Japanese retail investors have been raising foreign currency assets mainly through investment trusts and FX margin accounts. Their typical trading pattern has been contrarian i.e. they buy foreign currencies when the yen appreciates, and sell them when the yen depreciates, but over time they have accumulated a stock of foreign currency assets. Long-term Yen domestic carry traders are still broadly un-hedged. If USD/JPY and other yen crosses keep falling, they may begin to hedge long term positions.
Margin trading companies usually request clients to use stop loss orders so as to keep the initial margin value at certain level. For instance, margin traders with 5 times leverage are obliged to square USD long/yen short positions when the USD/JPY falls 14% in order to prevent their margin values from losing more than 70%. There were large amount of such stop loss orders around 105, 101 and below, which helped the yen to appreciate rapidly when those levels were touched. There are further such stop losses around 93 yen, although smaller.

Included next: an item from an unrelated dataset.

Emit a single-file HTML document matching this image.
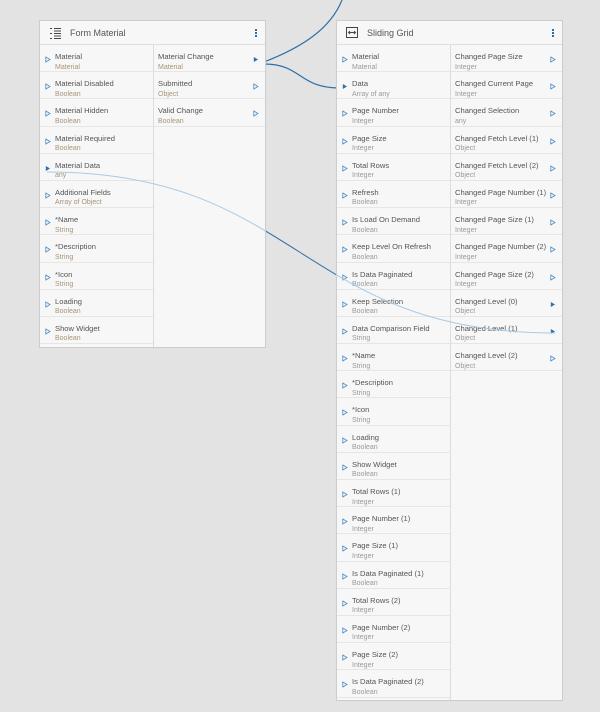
<!DOCTYPE html>
<html><head><meta charset="utf-8"><style>
*{box-sizing:border-box;margin:0;padding:0}
body{width:600px;height:712px;background:#e3e3e3;position:relative;overflow:hidden;font-family:"Liberation Sans",sans-serif}
.card{position:absolute;background:#f7f7f7;border:1px solid #cdcdcd;box-shadow:0 0 1px rgba(0,0,0,.05)}
.hd{height:24px;border-bottom:1px solid #dedede;position:relative}
.hd .t{position:absolute;left:30px;top:7px;font-size:9px;color:#555}
.hd .m{position:absolute;right:8px;top:8px;width:2px;height:8px;background:linear-gradient(#2f6fa8 0 2px,transparent 2px 3px,#2f6fa8 3px 5px,transparent 5px 6px,#2f6fa8 6px 8px)}
.col{position:absolute;top:24px;bottom:0;width:114px}
.col.l{left:0;border-right:1px solid #dcdcdc}
.col.r{left:114px;right:0;width:auto}
.row{height:27.2px;border-bottom:1px solid #e6e6e6;position:relative}
.row .n{position:absolute;top:7px;font-size:7.6px;color:#555;white-space:nowrap}
.row .ty{position:absolute;top:18.5px;font-size:7px;color:#9a9a9a;white-space:nowrap}
.l .n,.l .ty{left:15px}
.r .n,.r .ty{left:4px}
.warm .ty{color:#a89478}
.ar{position:absolute;top:11px;width:6px;height:7px}
.l .ar{left:5px}
.r .ar{right:6px}
</style></head><body>
<svg width="600" height="712" style="position:absolute;left:0;top:0">
<path d="M264,62 C300,48 330,30 342,0" stroke="#2f6fa8" stroke-width="1.2" fill="none"/>
<path d="M264,64 C302,64 298,88 340,88" stroke="#2f6fa8" stroke-width="1.2" fill="none"/>
<path d="M47,172 C300,172 300,333 555,333" stroke="#2f6fa8" stroke-width="1" fill="none"/>
</svg>

<div class="card" style="left:39px;top:20px;width:227px;height:328px">
<div class="hd">
<svg style="position:absolute;left:10px;top:6px" width="12" height="12" viewBox="0 0 12 12"><g stroke="#444" stroke-width="1"><path d="M4 1.5H11M4 4H11M4 6.5H11M4 9H11M4 11.5H11M0 1.5H2M0 6.5H2M0 11.5H2"/></g></svg>
<span class="t">Form Material</span><span class="m"></span></div>
<div class="col l warm" id="fl"></div>
<div class="col r warm" id="fr"></div>
</div>

<div class="card" style="left:336px;top:20px;width:227px;height:681px">
<div class="hd">
<svg style="position:absolute;left:9px;top:6px" width="12" height="11" viewBox="0 0 12 11"><rect x="0.5" y="0.5" width="11" height="10" fill="none" stroke="#444"/><path d="M2.5 5.5H9.5M4 4L2.5 5.5L4 7M8 4L9.5 5.5L8 7" stroke="#444" fill="none" stroke-width="0.9"/></svg>
<span class="t">Sliding Grid</span><span class="m"></span></div>
<div class="col l" id="sl"></div>
<div class="col r" id="sr"></div>
</div>

<svg width="600" height="712" style="position:absolute;left:0;top:0;pointer-events:none">
<defs><clipPath id="c"><rect x="39" y="20" width="227" height="328"/><rect x="336" y="20" width="227" height="681"/></clipPath></defs>
<path clip-path="url(#c)" d="M47,172 C300,172 300,333 555,333" stroke="#a9cbe6" stroke-width="1" fill="none"/>
</svg>

<script>
function fill(id,rows){var h='';rows.forEach(function(r){var f=r[2];h+='<div class="row"><span class="n">'+r[0]+'</span><span class="ty">'+r[1]+'</span><svg class="ar" viewBox="0 0 6 7"><path d="M0.8 1L5 3.5L0.8 6Z" fill="'+(f?'#2f6fa8':'none')+'" stroke="#4a8cc4" stroke-width="'+(f?0:0.8)+'"/></svg></div>'});document.getElementById(id).innerHTML=h;}
fill('fl',[["Material","Material"],["Material Disabled","Boolean"],["Material Hidden","Boolean"],["Material Required","Boolean"],["Material Data","any",1],["Additional Fields","Array of Object"],["*Name","String"],["*Description","String"],["*Icon","String"],["Loading","Boolean"],["Show Widget","Boolean"]]);
fill('fr',[["Material Change","Material",1],["Submitted","Object"],["Valid Change","Boolean"]]);
fill('sl',[["Material","Material"],["Data","Array of any",1],["Page Number","Integer"],["Page Size","Integer"],["Total Rows","Integer"],["Refresh","Boolean"],["Is Load On Demand","Boolean"],["Keep Level On Refresh","Boolean"],["Is Data Paginated","Boolean"],["Keep Selection","Boolean"],["Data Comparison Field","String"],["*Name","String"],["*Description","String"],["*Icon","String"],["Loading","Boolean"],["Show Widget","Boolean"],["Total Rows (1)","Integer"],["Page Number (1)","Integer"],["Page Size (1)","Integer"],["Is Data Paginated (1)","Boolean"],["Total Rows (2)","Integer"],["Page Number (2)","Integer"],["Page Size (2)","Integer"],["Is Data Paginated (2)","Boolean"]]);
fill('sr',[["Changed Page Size","Integer"],["Changed Current Page","Integer"],["Changed Selection","any"],["Changed Fetch Level (1)","Object"],["Changed Fetch Level (2)","Object"],["Changed Page Number (1)","Integer"],["Changed Page Size (1)","Integer"],["Changed Page Number (2)","Integer"],["Changed Page Size (2)","Integer"],["Changed Level (0)","Object",1],["Changed Level (1)","Object",1],["Changed Level (2)","Object"]]);
</script>
</body></html>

Foreign currency demand will pick up with the start of the new FY when institutional investors typically begin to pile up their foreign exposure. A key question is whether the ministry of finance also ‘loads up’ on dollars though intervention. After all, the recent yen move has been relatively fast, and the spot has fallen below Japanese exporters’ break-even level. The initial break of 100 yen is also psychologically damaging for many.
MoF is very unlikely to intervene to hinder JPY appreciation yet. The yen is still relatively weak on a nominal trade weighted basis, which while still above the long term average since 1980, is still 20% lower than the highs in August 2000 when USD/JPY traded around 104 yen. This reflects the fact that the share of the US as Japan’s trade partner continuously declined since 2000 and the yen has been a lot weaker against other currencies. JPY is even weaker on an inflation adjusted basis. Psychological reactions aside, the real impact of the recent strength of the JPY on the economy is not as large as it looks from the level of the USD/JPY.
0 responses so far ↓
There are no comments yet...Kick things off by filling out the form below.
You must log in to post a comment.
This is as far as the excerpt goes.